### TASK DETAILS
In the listing below, locate the lines that hold the string "components". Copy those lines.

### MATERIAL
★ ★ ★ ★

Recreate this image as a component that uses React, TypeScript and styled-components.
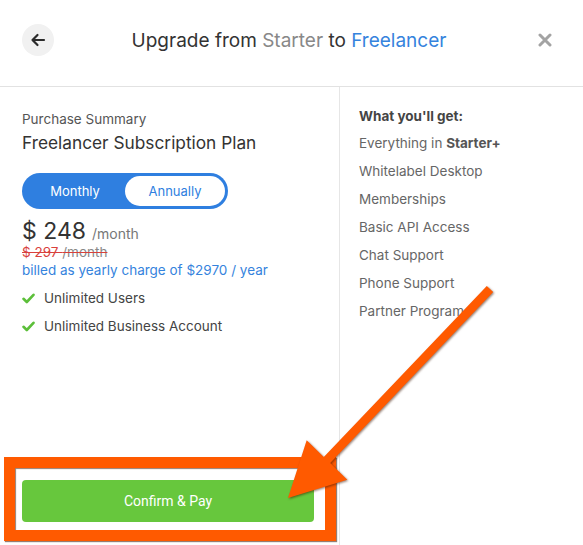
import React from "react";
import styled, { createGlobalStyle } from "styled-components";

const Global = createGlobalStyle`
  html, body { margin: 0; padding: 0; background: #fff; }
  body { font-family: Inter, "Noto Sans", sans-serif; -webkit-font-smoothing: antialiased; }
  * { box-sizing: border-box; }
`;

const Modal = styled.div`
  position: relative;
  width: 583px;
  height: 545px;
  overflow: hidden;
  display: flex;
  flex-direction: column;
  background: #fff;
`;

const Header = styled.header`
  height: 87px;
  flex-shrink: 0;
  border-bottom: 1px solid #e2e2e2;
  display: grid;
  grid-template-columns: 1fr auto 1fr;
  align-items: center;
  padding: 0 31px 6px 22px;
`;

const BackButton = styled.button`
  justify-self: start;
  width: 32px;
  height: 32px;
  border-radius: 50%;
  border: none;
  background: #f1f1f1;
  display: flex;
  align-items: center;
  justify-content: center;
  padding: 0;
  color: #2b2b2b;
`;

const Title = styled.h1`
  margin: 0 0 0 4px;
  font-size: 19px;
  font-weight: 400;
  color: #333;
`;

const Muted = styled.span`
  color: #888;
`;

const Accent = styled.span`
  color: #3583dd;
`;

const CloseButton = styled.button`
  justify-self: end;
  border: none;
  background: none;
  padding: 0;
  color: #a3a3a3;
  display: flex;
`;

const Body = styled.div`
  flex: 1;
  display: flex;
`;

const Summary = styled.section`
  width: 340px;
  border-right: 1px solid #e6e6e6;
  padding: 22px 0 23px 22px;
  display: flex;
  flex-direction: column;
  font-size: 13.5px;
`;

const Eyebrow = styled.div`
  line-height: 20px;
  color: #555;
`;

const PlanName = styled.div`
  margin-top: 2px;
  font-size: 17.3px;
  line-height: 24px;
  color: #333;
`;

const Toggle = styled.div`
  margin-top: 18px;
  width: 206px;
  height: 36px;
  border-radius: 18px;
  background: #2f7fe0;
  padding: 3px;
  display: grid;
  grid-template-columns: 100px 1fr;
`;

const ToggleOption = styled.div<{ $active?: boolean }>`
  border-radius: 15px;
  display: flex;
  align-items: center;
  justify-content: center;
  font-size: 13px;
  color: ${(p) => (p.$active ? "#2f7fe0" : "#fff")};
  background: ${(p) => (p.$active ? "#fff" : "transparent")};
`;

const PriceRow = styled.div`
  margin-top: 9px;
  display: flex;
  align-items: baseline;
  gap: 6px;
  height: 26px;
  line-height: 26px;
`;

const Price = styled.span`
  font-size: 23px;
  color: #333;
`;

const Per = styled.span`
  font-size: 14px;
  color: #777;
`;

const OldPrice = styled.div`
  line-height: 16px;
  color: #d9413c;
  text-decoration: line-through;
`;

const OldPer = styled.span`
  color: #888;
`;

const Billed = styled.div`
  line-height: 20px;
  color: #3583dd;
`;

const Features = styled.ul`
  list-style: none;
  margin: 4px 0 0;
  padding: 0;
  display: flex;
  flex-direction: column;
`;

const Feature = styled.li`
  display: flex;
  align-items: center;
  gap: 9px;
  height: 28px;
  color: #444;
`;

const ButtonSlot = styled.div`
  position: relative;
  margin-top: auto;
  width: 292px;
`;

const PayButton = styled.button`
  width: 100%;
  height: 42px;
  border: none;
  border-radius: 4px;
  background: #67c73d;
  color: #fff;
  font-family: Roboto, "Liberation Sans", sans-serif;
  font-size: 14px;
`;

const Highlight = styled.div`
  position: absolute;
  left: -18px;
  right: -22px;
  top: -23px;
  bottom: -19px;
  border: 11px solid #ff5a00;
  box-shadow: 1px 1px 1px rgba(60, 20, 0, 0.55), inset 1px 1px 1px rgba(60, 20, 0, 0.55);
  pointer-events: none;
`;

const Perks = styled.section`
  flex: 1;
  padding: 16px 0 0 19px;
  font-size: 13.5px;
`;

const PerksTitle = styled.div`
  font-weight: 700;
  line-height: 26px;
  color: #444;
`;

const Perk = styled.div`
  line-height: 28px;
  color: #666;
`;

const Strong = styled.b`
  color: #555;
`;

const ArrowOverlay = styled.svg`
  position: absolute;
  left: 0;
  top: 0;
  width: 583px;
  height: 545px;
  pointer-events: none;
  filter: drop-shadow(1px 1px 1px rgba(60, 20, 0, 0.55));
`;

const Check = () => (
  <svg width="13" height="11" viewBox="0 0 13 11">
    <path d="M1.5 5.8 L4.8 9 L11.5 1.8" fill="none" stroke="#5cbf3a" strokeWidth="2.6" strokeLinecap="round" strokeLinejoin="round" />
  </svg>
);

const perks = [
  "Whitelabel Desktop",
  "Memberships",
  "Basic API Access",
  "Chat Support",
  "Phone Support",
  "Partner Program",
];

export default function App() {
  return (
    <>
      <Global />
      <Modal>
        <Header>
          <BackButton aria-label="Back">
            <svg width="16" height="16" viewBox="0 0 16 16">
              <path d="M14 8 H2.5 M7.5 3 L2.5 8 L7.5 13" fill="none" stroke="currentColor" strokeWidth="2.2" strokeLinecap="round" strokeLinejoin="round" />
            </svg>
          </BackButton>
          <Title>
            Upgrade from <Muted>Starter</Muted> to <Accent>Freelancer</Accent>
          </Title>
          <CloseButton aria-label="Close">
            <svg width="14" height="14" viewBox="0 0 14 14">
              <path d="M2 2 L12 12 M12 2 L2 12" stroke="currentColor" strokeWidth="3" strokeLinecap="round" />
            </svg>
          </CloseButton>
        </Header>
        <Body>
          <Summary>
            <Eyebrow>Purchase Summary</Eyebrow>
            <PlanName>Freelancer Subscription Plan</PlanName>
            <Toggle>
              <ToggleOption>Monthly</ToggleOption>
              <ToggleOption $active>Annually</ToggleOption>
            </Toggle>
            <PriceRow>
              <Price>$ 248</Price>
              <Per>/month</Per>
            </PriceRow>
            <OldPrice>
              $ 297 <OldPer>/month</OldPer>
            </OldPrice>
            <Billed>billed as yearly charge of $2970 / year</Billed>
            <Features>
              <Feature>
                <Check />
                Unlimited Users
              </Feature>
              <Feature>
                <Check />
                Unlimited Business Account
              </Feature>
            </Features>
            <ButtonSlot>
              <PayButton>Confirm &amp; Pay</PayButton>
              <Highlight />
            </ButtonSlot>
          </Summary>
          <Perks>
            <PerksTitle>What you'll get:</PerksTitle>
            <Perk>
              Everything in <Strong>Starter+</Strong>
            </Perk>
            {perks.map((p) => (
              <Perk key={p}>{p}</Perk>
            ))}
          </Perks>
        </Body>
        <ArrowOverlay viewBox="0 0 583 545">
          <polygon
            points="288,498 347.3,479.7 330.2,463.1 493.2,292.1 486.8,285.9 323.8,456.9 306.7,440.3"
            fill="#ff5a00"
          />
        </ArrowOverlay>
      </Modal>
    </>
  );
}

★ ★ ★ ★

### CORRECT RESULT
Recreate this image as a component that uses React, TypeScript and styled-components.
import styled, { createGlobalStyle } from "styled-components";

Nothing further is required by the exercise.